I was real hard on my art until I studied illustration and saw how much styles have changed over the centuries--we put waaaay too much attention nowadays on perfect workmanship, and not enough attention on --but did they get it done? Like art can be done to impress other artists--and those pieces are real fun--but art is supposed to just do the job within a pretty strict time limit. If it's imperfect--well, at least it's done.

I'm told I'm too hard on myself, but frankly I don't think I'm hard enough on myself. I've improved vastly even in just the past year because I've forced myself to do more when I wasn't happy with my results.

My progress makes me happy, but I know this isn't healthy for me. I sit hours in front of a computer or stack of papers, angrily scribbling away until I make just one thing I find presentable. I lose sleep over it, and I forget to eat. So I wouldn't recommend it at all.

knock yourself out XD,

@Rhonder
if you're primarily digital just use blank sheets and if it's the web-toon style 6 panels per page I would say.
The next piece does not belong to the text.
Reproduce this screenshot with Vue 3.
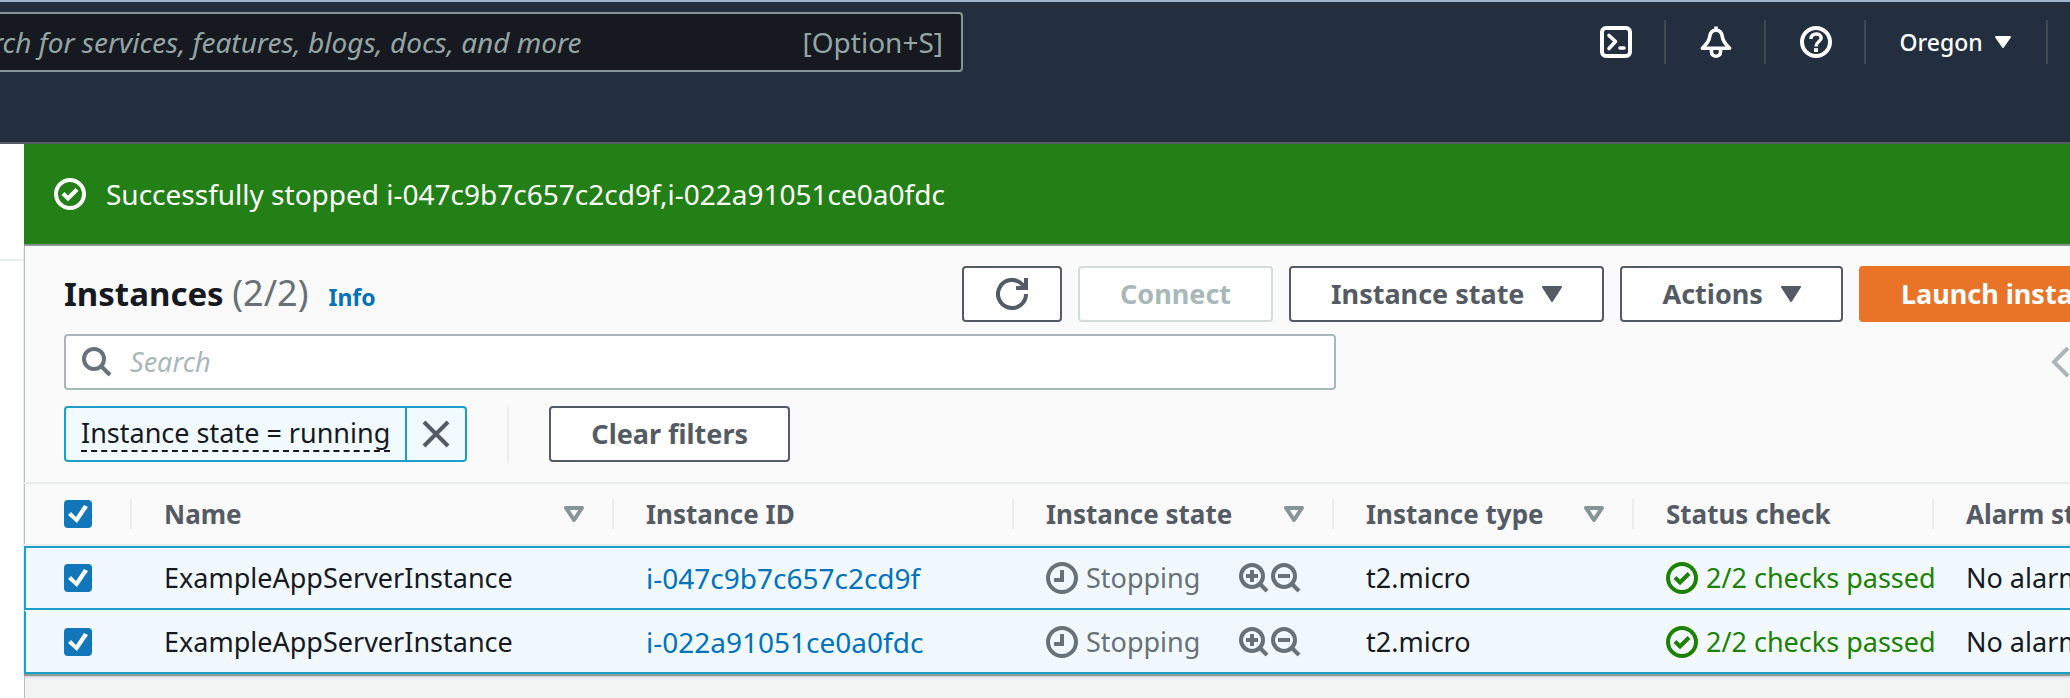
<script setup>
import { ref } from 'vue'

const columns = [
  { label: 'Name', cls: 'c-name', sort: true },
  { label: 'Instance ID', cls: 'c-id', sort: false },
  { label: 'Instance state', cls: 'c-state', sort: true },
  { label: 'Instance type', cls: 'c-type', sort: true },
  { label: 'Status check', cls: 'c-check', sort: false },
  { label: 'Alarm status', cls: 'c-alarm', sort: false },
]
const rows = ref([
  { id: 'i-047c9b7c657c2cd9f', name: 'ExampleAppServerInstance', selected: true },
  { id: 'i-022a91051ce0a0fdc', name: 'ExampleAppServerInstance', selected: true },
])
const all = ref(true)
</script>

<template>
  <div class="page">
    <header class="nav">
      <label class="nav-search">
        <input type="text" placeholder="Search for services, features, blogs, docs, and more" aria-label="Search for services" />
        <span class="hint">[Option+S]</span>
      </label>
      <div class="nav-tools">
        <button class="tool" type="button" aria-label="CloudShell">
          <svg width="32" height="32" viewBox="0 0 32 32" fill="none" stroke="#fff" stroke-width="4" stroke-linejoin="round">
            <rect x="2" y="2" width="28" height="28" rx="4" />
            <path d="M9 9.500L15.500 15.500L9 22.500" stroke-linecap="round" stroke-width="3.600" />
            <path d="M20 22h4" stroke-linecap="round" stroke-width="3.600" />
          </svg>
        </button>
        <button class="tool" type="button" aria-label="Notifications">
          <svg width="32" height="32" viewBox="0 0 32 32" fill="none" stroke="#fff" stroke-width="3.600" stroke-linejoin="round">
            <path d="M16 4.200C11.500 4.200 10 7.500 9.600 11C9 15.800 6 18.800 2.400 22.200H29.600C26 18.800 23 15.800 22.400 11C22 7.500 20.500 4.200 16 4.200Z" />
            <path d="M16 0.500V4" />
            <path d="M11.500 23V26C11.500 31.600 20.500 31.600 20.500 26V23" />
          </svg>
        </button>
        <button class="tool" type="button" aria-label="Help">
          <svg width="32" height="32" viewBox="0 0 32 32" fill="none" stroke="#fff" stroke-width="4">
            <circle cx="16" cy="16" r="14" />
            <path d="M11 13V12.500C11 6.500 21.200 6.500 21.200 12C21.200 15.500 16 15.800 16 20.500" stroke-width="3.400" />
            <path d="M16 22.200v3.800" />
          </svg>
        </button>
        <button class="tool region" type="button">
          Oregon
          <svg width="16" height="12" viewBox="0 0 16 12"><path d="M1 1H15L8 11Z" fill="#fff" stroke="#fff" stroke-width="2" stroke-linejoin="round" /></svg>
        </button>
      </div>
    </header>

    <div class="body">
      <aside class="side"><div class="side-line"></div></aside>
      <main class="main">
        <div class="flash" role="status">
          <svg width="32" height="32" viewBox="0 0 32 32" fill="none" stroke="#fff" stroke-width="4">
            <circle cx="16" cy="16" r="14" /><path d="M9 15.500L14 20.500L23 11.500" />
          </svg>
          <span>Successfully stopped i-047c9b7c657c2cd9f,i-022a91051ce0a0fdc</span>
        </div>

        <section class="panel">
          <div class="head">
            <div class="title">
              <h1>Instances <span>(2/2)</span></h1>
              <a href="#info">Info</a>
            </div>
            <div class="actions">
              <button class="btn icon-btn" type="button" aria-label="Refresh">
                <svg width="32" height="32" viewBox="0 0 32 32" fill="none" stroke="#545b64" stroke-width="4">
                  <path d="M30 16A14 14 0 1 1 26 6.200L29 9.500" /><path d="M30 0V10H20" />
                </svg>
              </button>
              <button class="btn" type="button" disabled>Connect</button>
              <button class="btn" type="button">
                Instance state
                <svg class="caret" width="20" height="16" viewBox="0 0 20 16"><path d="M1 1H19L10 15Z" fill="#545b64" stroke="#545b64" stroke-width="2" stroke-linejoin="round" /></svg>
              </button>
              <button class="btn" type="button">
                Actions
                <svg class="caret" width="20" height="16" viewBox="0 0 20 16"><path d="M1 1H19L10 15Z" fill="#545b64" stroke="#545b64" stroke-width="2" stroke-linejoin="round" /></svg>
              </button>
              <button class="btn primary" type="button">Launch instances</button>
            </div>
          </div>

          <div class="filter">
            <label class="search">
              <svg width="30" height="30" viewBox="0 0 30 30" fill="none" stroke="#687078" stroke-width="4">
                <circle cx="12" cy="12" r="10" /><path d="M19 19L28 28" />
              </svg>
              <input type="search" placeholder="Search" aria-label="Search instances" />
            </label>
            <button class="prev" type="button" aria-label="Previous page">
              <svg width="20" height="32" viewBox="0 0 20 32" fill="none" stroke="#aab7b8" stroke-width="4"><path d="M18 2L4 16L18 30" /></svg>
            </button>
          </div>

          <div class="tokens">
            <div class="token">
              <div class="token-text"><button type="button">Instance state = running</button></div>
              <button class="dismiss" type="button" aria-label="Remove filter">
                <svg width="28" height="28" viewBox="0 0 28 28" fill="none" stroke="#545b64" stroke-width="4"><path d="M2 2L26 26M26 2L2 26" /></svg>
              </button>
            </div>
            <div class="rule"></div>
            <button class="btn" type="button">Clear filters</button>
          </div>

          <table>
            <colgroup>
              <col class="c-box" />
              <col v-for="c in columns" :key="c.label" :class="c.cls" />
            </colgroup>
            <thead>
              <tr>
                <th class="box"><div class="th"><input v-model="all" type="checkbox" aria-label="Select all" /></div></th>
                <th v-for="c in columns" :key="c.label" scope="col">
                  <div class="th">
                    <span>{{ c.label }}</span>
                    <svg v-if="c.sort" width="20" height="16" viewBox="0 0 20 16" fill="none"><path d="M2 2H18L10 14Z" stroke="#879596" stroke-width="4" stroke-linejoin="round" /></svg>
                  </div>
                </th>
              </tr>
            </thead>
            <tbody>
              <tr v-for="r in rows" :key="r.id">
                <td class="box"><input v-model="r.selected" type="checkbox" :aria-label="'Select ' + r.id" /></td>
                <td>{{ r.name }}</td>
                <td class="id"><a :href="'#' + r.id">{{ r.id }}</a></td>
                <td>
                  <div class="cell state">
                    <svg width="32" height="32" viewBox="0 0 32 32" fill="none" stroke="#687078" stroke-width="4">
                      <circle cx="16" cy="16" r="14" /><path d="M16 8V18H8" />
                    </svg>
                    <span>Stopping</span>
                    <div class="zoom">
                      <button type="button" aria-label="Include this value">
                        <svg width="30" height="30" viewBox="0 0 30 30" fill="none" stroke="#687078" stroke-width="4">
                          <circle cx="13" cy="13" r="11" /><path d="M7 13H19M13 7V19M21 21L28 28" />
                        </svg>
                      </button>
                      <button type="button" aria-label="Exclude this value">
                        <svg width="30" height="30" viewBox="0 0 30 30" fill="none" stroke="#687078" stroke-width="4">
                          <circle cx="13" cy="13" r="11" /><path d="M7 13H19M21 21L28 28" />
                        </svg>
                      </button>
                    </div>
                  </div>
                </td>
                <td>t2.micro</td>
                <td class="clip">
                  <div class="cell passed">
                    <svg width="32" height="32" viewBox="0 0 32 32" fill="none" stroke="#1d8102" stroke-width="4">
                      <circle cx="16" cy="16" r="14" /><path d="M9 15.500L14 20.500L23 11.500" />
                    </svg>
                    <span>2/2 checks passed</span>
                  </div>
                </td>
                <td>No alarms</td>
              </tr>
            </tbody>
          </table>
        </section>
      </main>
    </div>
  </div>
</template>

<style>
html, body { margin: 0; background: #f2f3f3; }
</style>

<style scoped>
* { box-sizing: border-box; }
.page {
  min-height: 100vh;
  display: flex;
  flex-direction: column;
  overflow: hidden;
  font-family: "Noto Sans", "Open Sans", sans-serif;
  font-size: 27px;
  line-height: 40px;
  color: #16191f;
}
button, input { font: inherit; color: inherit; margin: 0; }
button { padding: 0; border: 0; background: none; white-space: nowrap; cursor: pointer; }
svg { display: block; flex: none; }
a { color: #0073bb; text-decoration: none; }

.nav {
  display: flex;
  align-items: flex-start;
  justify-content: space-between;
  height: 144px;
  background: #232f3e;
  border-top: 2px solid #a2b5cd;
  border-bottom: 2px solid #545b64;
}
.nav-search {
  display: flex;
  align-items: center;
  width: 1063px;
  height: 60px;
  margin: 10px 0 0 -100px;
  padding-right: 18px;
  background: #16191f;
  border: 2px solid #879596;
  border-radius: 4px;
  color: #95a5a6;
  font-size: 28px;
}
.nav-search input { flex: 1; min-width: 0; padding: 0 0 0 46px; border: 0; outline: 0; background: none; }
.nav-search input::placeholder { color: #95a5a6; font-style: italic; opacity: 1; }
.nav-tools { display: flex; padding-top: 18px; margin-right: 22px; }
.tool {
  display: flex;
  align-items: center;
  justify-content: center;
  width: 100px;
  height: 44px;
  padding-left: 2px;
  border-right: 2px solid #414750;
}
.region { width: 182px; gap: 12px; padding: 0 2px 0 0; font-size: 23px; font-weight: 500; color: #fff; }

.body { flex: 1; display: flex; }
.side { flex: none; width: 24px; padding-top: 115px; background: #fff; box-shadow: 1px 0 0 #b5bdbd; }
.side-line { height: 2px; background: #eaeded; }
.main { flex: 1; min-width: 0; }
.flash {
  display: flex;
  align-items: center;
  gap: 20px;
  height: 102px;
  padding: 0 30px;
  background: #238016;
  border-bottom: 2px solid #879596;
  color: #fff;
  font-size: 28px;
}
.panel {
  background: #fafafa;
  border-bottom: 2px solid #8d9999;
  box-shadow: inset 1px 0 0 #b5bdbd, 0 1px 2px #c4cbcb;
}
.head { display: flex; align-items: center; padding: 20px 0 12px 40px; }
.title { flex: none; width: 898px; display: flex; align-items: baseline; gap: 20px; }
.title h1 { margin: 0; font-size: 33px; line-height: 44px; font-weight: 700; }
.title h1 span { font-size: 36px; font-weight: 400; color: #687078; }
.title a { font-size: 23px; font-weight: 700; }
.actions { display: flex; gap: 16px; }
.btn {
  display: flex;
  flex: none;
  align-items: center;
  justify-content: center;
  gap: 18px;
  height: 56px;
  padding: 0 40px;
  background: #fff;
  border: 2px solid #545b64;
  border-radius: 4px;
  color: #545b64;
  font-weight: 700;
}
.btn:disabled { border-color: #d5dbdb; color: #aab7b8; }
.icon-btn { padding: 0 32px; }
.primary { background: #e97327; border-color: #e97327; color: #fff; }

.filter { display: flex; align-items: center; justify-content: space-between; padding-left: 40px; }
.search {
  display: flex;
  align-items: center;
  gap: 18px;
  width: 1272px;
  height: 56px;
  padding: 0 16px;
  background: #fff;
  border: 2px solid #aab7b8;
  border-radius: 4px;
}
.search input { flex: 1; min-width: 0; padding: 0; border: 0; outline: 0; background: none; }
.search input::placeholder { color: #aab7b8; font-style: italic; opacity: 1; }

.tokens { display: flex; align-items: stretch; padding: 16px 0 20px 40px; }
.token {
  display: flex;
  height: 56px;
  background: #f1faff;
  border: 2px solid #1a9fc6;
  border-radius: 4px;
}
.token-text { display: flex; align-items: center; padding: 0 15px; border-right: 2px solid #1a9fc6; }
.token-text button { line-height: 34px; border-bottom: 2px dashed #16191f; }
.dismiss { display: flex; align-items: center; justify-content: center; width: 58px; }
.rule { width: 2px; margin: 0 40px; background: #eaeded; }

table { width: 100%; border-collapse: separate; border-spacing: 0; table-layout: fixed; border-top: 2px solid #eaeded; }
.c-box { width: 108px; }
.c-name { width: 482px; }
.c-id { width: 400px; }
.c-state { width: 320px; }
.c-type, .c-check { width: 300px; }
th { padding: 15px 0; text-align: left; font-size: 26px; color: #545b64; border-bottom: 2px solid #eaeded; }
.th {
  display: flex;
  align-items: center;
  justify-content: space-between;
  height: 30px;
  padding: 0 28px 0 32px;
  border-right: 2px solid #eaeded;
  white-space: nowrap;
}
.box .th { padding-left: 40px; }
th:last-child .th { border-right: 0; }
td {
  height: 64px;
  padding: 0 0 0 32px;
  background: #f1f9ff;
  border-top: 2px solid #f1f9ff;
  border-bottom: 2px solid #1a9fc6;
  white-space: nowrap;
}
tbody tr:first-child td { border-top-color: #1a9fc6; }
td.box { padding-left: 38px; border-left: 2px solid #1a9fc6; }
.id { font-size: 28px; }
input[type="checkbox"] {
  appearance: none;
  display: block;
  width: 28px;
  height: 28px;
  background: #fff;
  border: 2px solid #879596;
  border-radius: 4px;
}
input[type="checkbox"]:checked { background: #1276ba; border-color: #1276ba; }
input[type="checkbox"]:checked::before {
  content: "";
  display: block;
  width: 24px;
  height: 24px;
  background: #fff;
  clip-path: polygon(2px 13px, 5px 10px, 10px 15px, 18px 3px, 22px 5px, 11px 21px);
}
.clip { overflow: hidden; }
.cell { display: flex; align-items: center; }
.state { gap: 8px; color: #687078; }
.zoom { display: flex; gap: 2px; margin-left: auto; padding-right: 33px; }
.passed { gap: 8px; color: #1d8102; }
</style>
the point is to put in perspective how much work you have made and how tall you stand (your thickness as the manga page I showed said), it really helps to see all your progress stacked up like that like an xp bar in a video game

That's p genius, I would have never thought of that lmao :thumbsup:

I kinda think trying to impress other artists, at least for me is a waste of time. When I focused on that, all I did was destroy myself and get even more negative in my language.
I'm aware of my limits, and I do try to push them, but at some point I can only push so much before I run out of time.
So all that to say...I totally agree with your last sentence. At least it's done XD

I feel this-or at least something similar. I made art for social media - for the likes and to gain followers - to feel a sense of worth in my art but not for myself. This is why I'm currently on a social media break I kind of want to remain off of social media but at the same time it's necessary for business in a sense. Plus, I do enjoy connecting with followers/fellow art enthusiasts. I haven't made art since my break, but I will soon.